Congolese judo fighters and Syrian swimmers
Nadai found out she had qualified for the team at the same moment as the rest of the world did, watching by streaming video from Kenya as International Olympic Committee president Thomas Bach made the announcement at the conclusion of the IOC’s executive board meeting in Lausanne, Switzerland, this afternoon.
“We are convinced that this refugee Olympic team can send a symbol of hope to all the refugees in the world and it can send a signal to the international community that refugees are our fellow human beings and are [an] enrichment to society,” he said. “These refugee athletes will show to the world that despite the unimaginable tragedies they have faced, anyone can contribute to society through their talent, skills, and the strength of the human spirit.”
In addition to Nadai, four other South Sudanese runners were named to the team – James Nyang Chiengjiek, Rose Nathike Lokonyen, Paul Amotun Lokoro, and Yiech Pur Biel. All five were until recently residents of Kakuma, one of the world’s largest refugee camps, in Kenya. They are joined by two Congolese judo fighters – Popole Misenga and Yolande Mabika; two Syrian swimmers – Yusra Mardini and Rami Anis; and an Ethiopian marathoner, Yonas Kinde.
Recruited from a refugee camp
The delegation will be led by the legendary Kenyan marathoner Tegla Loroupe, a United Nations Ambassador for Sport whose foundation trained the five South Sudanese – along with a dozen other east African refugee runners – at a camp in the Kenyan town of Ngong.
“These are extraordinary people. When they came to us, they were not real athletes – they had been in a refugee camp, some did not even have enough food, and they had left everything – their country, their culture – which is not an easy thing,” says Ms. Loroupe, who is featured in the Monitor’s most recent cover story, “Refugee runners”. “I feel so proud to see them now.”
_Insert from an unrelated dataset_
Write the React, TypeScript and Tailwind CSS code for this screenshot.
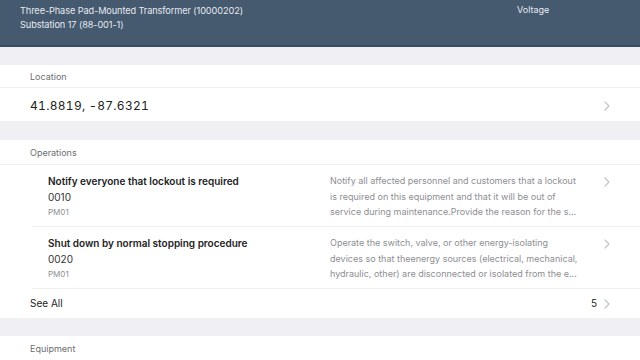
import React from "react";

const Chevron = () => (
  <svg width="6" height="10" viewBox="0 0 6 10" className="shrink-0">
    <path d="M1 1 L5 5 L1 9" fill="none" stroke="#c4c4c9" strokeWidth="1.2" strokeLinecap="round" strokeLinejoin="round" />
  </svg>
);

const ops = [
  {
    title: "Notify everyone that lockout is required",
    code: "0010",
    type: "PM01",
    desc: [
      "Notify all affected personnel and customers that a lockout",
      "is required on this equipment and that it will be out of",
      "service during maintenance.Provide the reason for the s...",
    ],
  },
  {
    title: "Shut down by normal stopping procedure",
    code: "0020",
    type: "PM01",
    desc: [
      "Operate the switch, valve, or other energy-isolating",
      "devices so that theenergy sources (electrical, mechanical,",
      "hydraulic, other) are disconnected or isolated from the e...",
    ],
  },
];

export default function App() {
  return (
    <div className="w-[640px] h-[360px] overflow-hidden bg-[#efeff4] text-[#222]" style={{ fontFamily: "Inter, 'Open Sans', sans-serif" }}>
      <div className="h-[47px] bg-[#45596f] border-b-2 border-[#3b4d61] flex justify-between text-[#e6eaf0]">
        <div className="pl-5 pt-[4px] text-[9.2px] leading-[14px] tracking-[-0.1px]">
          <div>Three-Phase Pad-Mounted Transformer (10000202)</div>
          <div>Substation 17 (88-001-1)</div>
        </div>
        <div className="w-[123px] pt-[3px] text-[9px] leading-[13px]">Voltage</div>
      </div>
      <div className="h-[18px]" />
      <div className="bg-white">
        <div className="h-[23px] flex items-center pt-[2px] pl-[30px] text-[9px] text-[#6d6d72] border-b border-[#f0f0f2]">Location</div>
        <div className="h-[33px] flex items-center justify-between pt-[2px] pl-[30px] pr-[30px] text-[12px] tabular-nums tracking-[0.3px] text-[#222]">
          <span>41.8819, -87.6321</span>
          <Chevron />
        </div>
      </div>
      <div className="h-[19px]" />
      <div className="bg-white">
        <div className="h-[25px] flex items-center pt-[2px] pl-[30px] text-[9px] text-[#6d6d72] border-b border-[#f0f0f2]">Operations</div>
        {ops.map((o, i) => (
          <div key={i} className="pl-[32px]">
            <div className="h-[62px] flex border-b border-[#f0f0f2] pr-[30px]">
              <div className="w-[298px] pl-4 pt-[8px]">
                <div className="text-[10px] font-semibold leading-[16px] text-[#222]">{o.title}</div>
                <div className="text-[10px] leading-[16px] text-[#333]">{o.code}</div>
                <div className="text-[8px] leading-[14px] text-[#8e8e93]">{o.type}</div>
              </div>
              <div className="flex-1 pt-[8px] text-[9px] leading-[15.5px] text-[#8e8e93] whitespace-nowrap">
                {o.desc.map((d, j) => (
                  <div key={j}>{d}</div>
                ))}
              </div>
              <div className="pt-[12px]">
                <Chevron />
              </div>
            </div>
          </div>
        ))}
        <div className="h-[29px] flex items-center justify-between pl-[30px] pr-[30px] text-[10px] text-[#222]">
          <span>See All</span>
          <span className="flex items-center gap-[7px]">
            <span>5</span>
            <Chevron />
          </span>
        </div>
      </div>
      <div className="h-[18px]" />
      <div className="bg-white">
        <div className="h-[25px] flex items-center pt-[2px] pl-[30px] text-[9px] text-[#6d6d72] border-b border-[#f0f0f2]">Equipment</div>
      </div>
    </div>
  );
}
Without a country to represent, the refugee Olympic team will march under the Olympic flag, and should any of them win a medal, the Olympic anthem will be played. It’s an inelegant solution for a group of athletes torn between two worlds. Some, like the judo fighters, who live in Brazil – want to stay in their adopted countries. Others, including Nadai, still dream of one day returning home.
Mr. Bach acknowledged Friday at the refugee team was, at best, a temporary solution.
“The real goal is that we don’t need one anymore,” he said. Instead, he said, the IOC would like to see refugee athletes absorbed into their new host countries and encouraged to compete for those Olympic teams.
One of the 43 athletes originally in contention for the refugee team, Iranian taekwondo fighter Raheleh Asemani, has already done exactly that. Between being announced as a contender for the refugee team and the final selection, she was granted citizenship in Belgium, where she lives and works as a postman. Ms. Asemani will now compete for her adoptive country in Rio.
When 'your life depends on it'
But for the 10 athletes selected for the refugee squad, this was their only path to Rio. And while it was never an easy one, Mr. Chiengjiek, one of the South Sudanese runners, says he and his teammates knew exactly what the stakes were.
“When you are doing something because your life depends on it, it doesn’t matter if it becomes difficult,” Chiengjiek says. “You keep running because you know you need the outcome.”